Pada akhirnya, laik laut adalah lebih dari sekadar kumpulan sertifikat atau hasil inspeksi. Ini adalah perwujudan dari budaya keselamatan yang tertanam dalam setiap aspek industri maritim. Ini adalah tentang lambung baja yang kokoh, mesin yang terawat baik, sistem navigasi yang akurat, peralatan keselamatan yang siap digunakan, dan yang terpenting, awak kapal yang terlatih dan waspada.

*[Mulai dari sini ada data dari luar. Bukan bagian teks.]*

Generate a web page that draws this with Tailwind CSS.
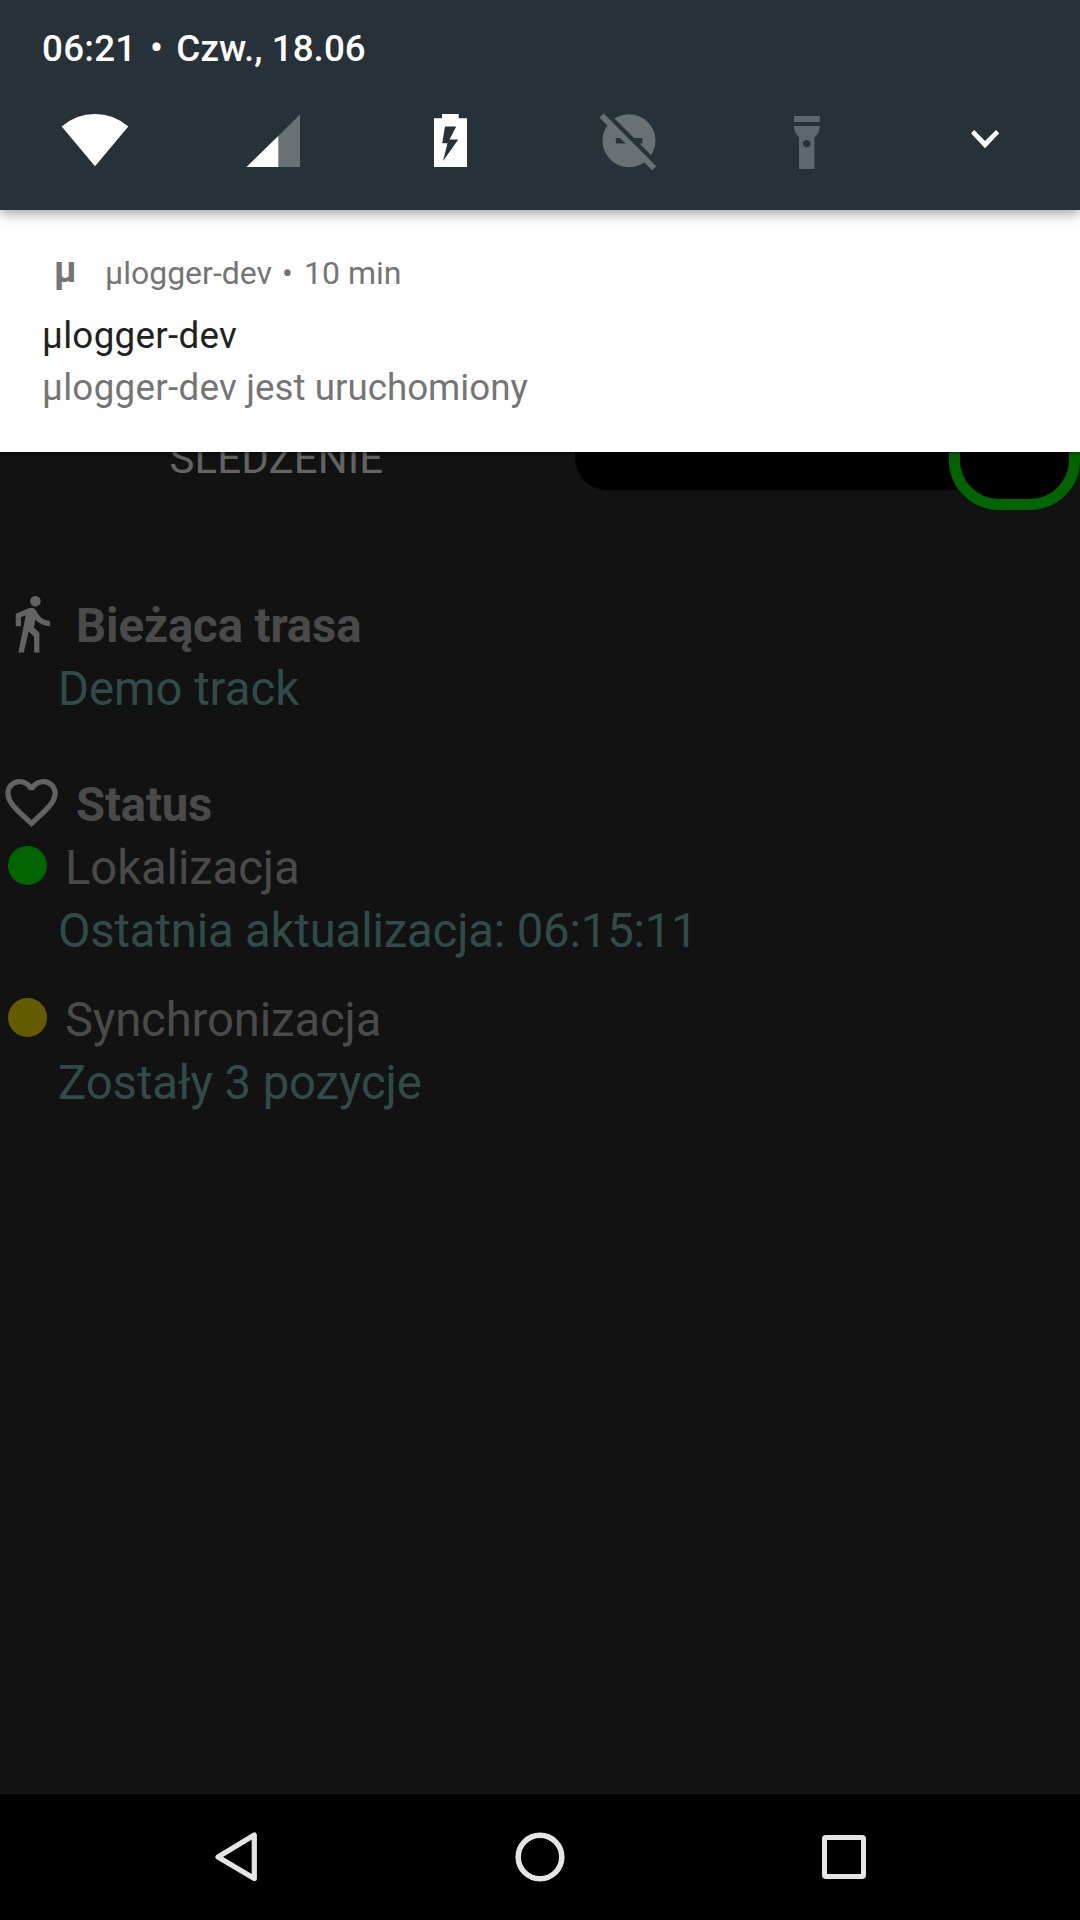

Setiap pelayaran yang berhasil, setiap pengiriman kargo yang tiba dengan selamat, dan setiap pelaut yang kembali ke rumah adalah bukti dari komitmen terhadap prinsip kelaiklautan. Dalam dunia yang tak kenal ampun seperti lautan, tidak ada ruang untuk kompromi. Status laik laut bukanlah tujuan akhir, melainkan sebuah perjalanan berkelanjutan, sebuah janji yang diperbarui setiap hari untuk menghormati kekuatan laut dan melindungi kehidupan manusia. Itulah esensi sejati yang menjaga roda perdagangan global terus berputar dan memastikan bahwa samudra tetap menjadi jembatan penghubung, bukan pemisah yang mematikan.